Zuletzt gab es am Montag einen Bombenanschlag auf das Haus des Sinn-Féin-Bezirksverordneten James McCarry.
Brian Feeney von der gemäßigten Sozialdemokratischen Partei SDLP macht David Trimble dafür mitverantwortlich, weil er mit seiner feindseligen Rhetorik eine Atmosphäre geschaffen habe, in der viele Unionisten das Karfreitags-Abkommen inzwischen als „Teufelswerk“ ansehen. Sinn Féin und IRA hätten sich von den meisten Prinzipien ihrer früheren Politik verabschiedet und ihre Anhänger behutsam auf diesen Schritt vorbereitet, sagt Feeney. Für die Unionisten kam das Abkommen dagegen aus heiterem Himmel, noch wenige Tage vor der Unterzeichnung hatte Trimble den Vertrag verworfen.
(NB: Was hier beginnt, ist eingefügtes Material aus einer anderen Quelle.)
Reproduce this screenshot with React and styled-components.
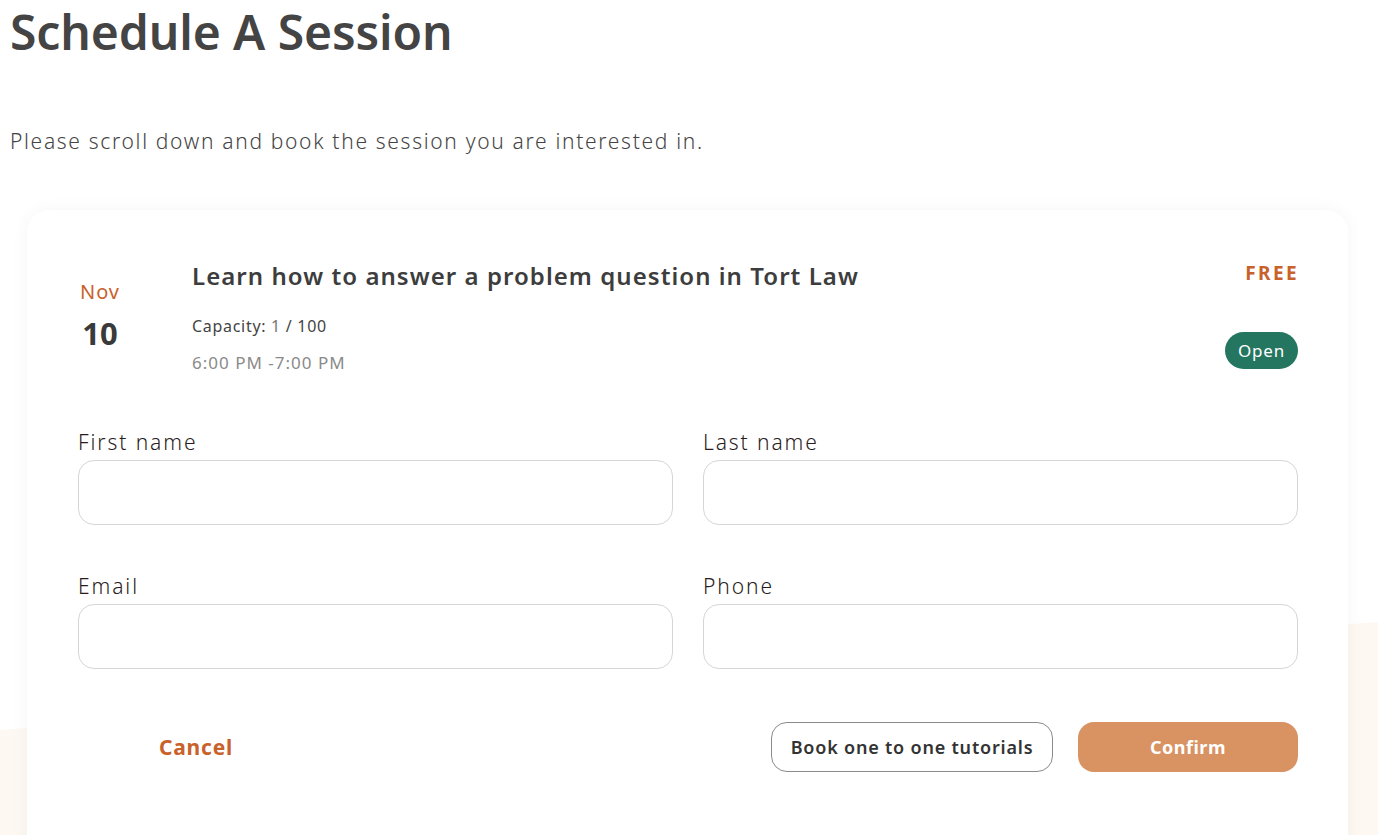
import React, { useState } from "react";
import styled, { createGlobalStyle } from "styled-components";

const GlobalStyle = createGlobalStyle`
  * { box-sizing: border-box; }
  html, body {
    margin: 0;
    padding: 0;
    background: #ffffff;
    font-family: "Noto Sans", "Open Sans", sans-serif;
    color: #444;
  }
`;

const Page = styled.div`
  position: relative;
  min-height: 100vh;
  overflow: hidden;
  padding: 0 30px 0 10px;
`;

// 카드 뒤의 크림색 배경 장식
const Backdrop = styled.div`
  position: absolute;
  inset: 0;
  background: #fdf8f2;
  clip-path: polygon(0 730px, 100% 622px, 100% 100%, 0 100%);
  z-index: 0;
`;

const Content = styled.div`
  position: relative;
  z-index: 1;
`;

const Title = styled.h1`
  margin: 0;
  padding-top: 4px;
  font-size: 48px;
  font-weight: 600;
  line-height: 56px;
  color: #444;
  letter-spacing: -0.1px;
`;

const Subtitle = styled.p`
  margin: 67px 0 0;
  font-size: 21px;
  font-weight: 300;
  line-height: 28px;
  letter-spacing: 1.68px;
  color: #444;
`;

const Card = styled.section`
  margin: 55px 0 0 17px;
  background: #fff;
  border-radius: 22px;
  box-shadow: 0 0 18px rgba(0, 0, 0, 0.045);
  padding: 50px 50px 90px 51px;
`;

const Session = styled.div`
  display: grid;
  grid-template-columns: 114px 1fr auto;
`;

const DateBox = styled.div`
  display: flex;
  flex-direction: column;
  align-items: center;
  padding-top: 20px;
  width: 44px;
`;

const Month = styled.span`
  font-size: 20px;
  font-weight: 400;
  color: #c9612b;
  line-height: 24px;
  letter-spacing: 1px;
`;

const Day = styled.span`
  margin-top: 11px;
  font-size: 31px;
  font-weight: 700;
  color: #3a3a3a;
  line-height: 36px;
`;

const Info = styled.div`
  display: flex;
  flex-direction: column;
`;

const SessionTitle = styled.h2`
  margin: 0;
  font-size: 24px;
  font-weight: 600;
  line-height: 32px;
  color: #3d3d3d;
  letter-spacing: 1.05px;
`;

const Meta = styled.div`
  margin-top: ${(p) => p.$top}px;
  font-size: ${(p) => p.$size}px;
  line-height: 20px;
  letter-spacing: ${(p) => p.$spacing}px;
  color: ${(p) => p.$color};
`;

const Highlight = styled.span`
  color: #777;
`;

const Side = styled.div`
  display: flex;
  flex-direction: column;
  align-items: flex-end;
`;

const Price = styled.span`
  font-size: 19px;
  font-weight: 700;
  color: #c9612b;
  line-height: 24px;
  letter-spacing: 2.4px;
  margin-top: 1px;
  margin-right: -1px;
`;

const Status = styled.span`
  margin-top: 47px;
  display: inline-flex;
  align-items: center;
  justify-content: center;
  height: 37px;
  padding: 0 13px;
  border-radius: 19px;
  background: #257660;
  color: #fff;
  font-size: 17px;
  letter-spacing: 0.8px;
  line-height: 1;
`;

const Form = styled.form`
  margin-top: 56px;
  display: grid;
  grid-template-columns: 1fr 1fr;
  column-gap: 30px;
  row-gap: 48px;
`;

const Field = styled.label`
  display: flex;
  flex-direction: column;
  gap: 5px;
`;

const LabelText = styled.span`
  font-size: 21px;
  font-weight: 300;
  line-height: 26px;
  letter-spacing: 1.9px;
  color: #2a1c1c;
`;

const Input = styled.input`
  height: 65px;
  border: 1px solid #d6d6d6;
  border-radius: 16px;
  padding: 0 18px;
  font-size: 18px;
  font-family: inherit;
  outline: none;
  background: #fff;

  &:focus {
    border-color: #d99262;
  }
`;

const Actions = styled.div`
  margin-top: 53px;
  display: flex;
  align-items: center;
  gap: 25px;
`;

const Button = styled.button`
  height: 50px;
  border-radius: 16px;
  font-family: inherit;
  cursor: pointer;
  border: ${(p) => (p.$variant === "outline" ? "1px solid #8a8a8a" : "none")};
  background: ${(p) => (p.$variant === "primary" ? "#d99262" : "#fff")};
  color: ${(p) =>
    p.$variant === "primary" ? "#fff" : p.$variant === "link" ? "#c9612b" : "#333"};
  width: ${(p) => p.$width}px;
  font-size: ${(p) => (p.$variant === "link" ? 21 : 18)}px;
  font-weight: ${(p) => (p.$variant === "outline" ? 600 : 700)};
  letter-spacing: ${(p) => (p.$variant === "primary" ? 0.5 : 0.8)}px;
  margin-right: ${(p) => (p.$variant === "link" ? "auto" : "0")};
`;

const fields = [
  { id: "first", label: "First name" },
  { id: "last", label: "Last name" },
  { id: "email", label: "Email" },
  { id: "phone", label: "Phone" },
];

const App = () => {
  const [values, setValues] = useState({});

  const update = (id) => (e) => setValues({ ...values, [id]: e.target.value });

  return (
    <>
      <GlobalStyle />
      <Page>
        <Backdrop />
        <Content>
          <Title>Schedule A Session</Title>
          <Subtitle>Please scroll down and book the session you are interested in.</Subtitle>

          <Card>
            {/* 세션 정보 */}
            <Session>
              <DateBox>
                <Month>Nov</Month>
                <Day>10</Day>
              </DateBox>
              <Info>
                <SessionTitle>Learn how to answer a problem question in Tort Law</SessionTitle>
                <Meta $top={24} $size={16} $spacing={0.7} $color="#444">
                  Capacity: <Highlight>1</Highlight> / 100
                </Meta>
                <Meta $top={17} $size={17} $spacing={1} $color="#8a8a8a">
                  6:00 PM -7:00 PM
                </Meta>
              </Info>
              <Side>
                <Price>FREE</Price>
                <Status>Open</Status>
              </Side>
            </Session>

            {/* 입력 폼 */}
            <Form onSubmit={(e) => e.preventDefault()}>
              {fields.map((f) => (
                <Field key={f.id}>
                  <LabelText>{f.label}</LabelText>
                  <Input value={values[f.id] || ""} onChange={update(f.id)} />
                </Field>
              ))}
            </Form>

            <Actions>
              <Button type="button" $variant="link" $width={236}>Cancel</Button>
              <Button type="button" $variant="outline" $width={282}>Book one to one tutorials</Button>
              <Button type="button" $variant="primary" $width={220}>Confirm</Button>
            </Actions>
          </Card>
        </Content>
      </Page>
    </>
  );
};

export default App;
Feeney wies auf die widersprüchliche Haltung des Unionisten-Chefs hin: „Trotz seiner erstaunlichen Wende behauptet Trimble entgegen allen Tatsachen, daß er seine Position in keinem Punkt verändert habe.“ Trimble benutze noch immer dieselbe Sprache der Konfrontation und erfinde seit einem Jahr Verzögerungstaktiken. Nach Einschätzung des Sozialdemokraten fügt diese Haltungs David Trimbles dem Friedensprozeß schweren Schaden zu.
Für viele Unionisten in Nordirland ist das Friedensabkommen ein „Teufelswerk“. Sie sind aggressiv gestimmt.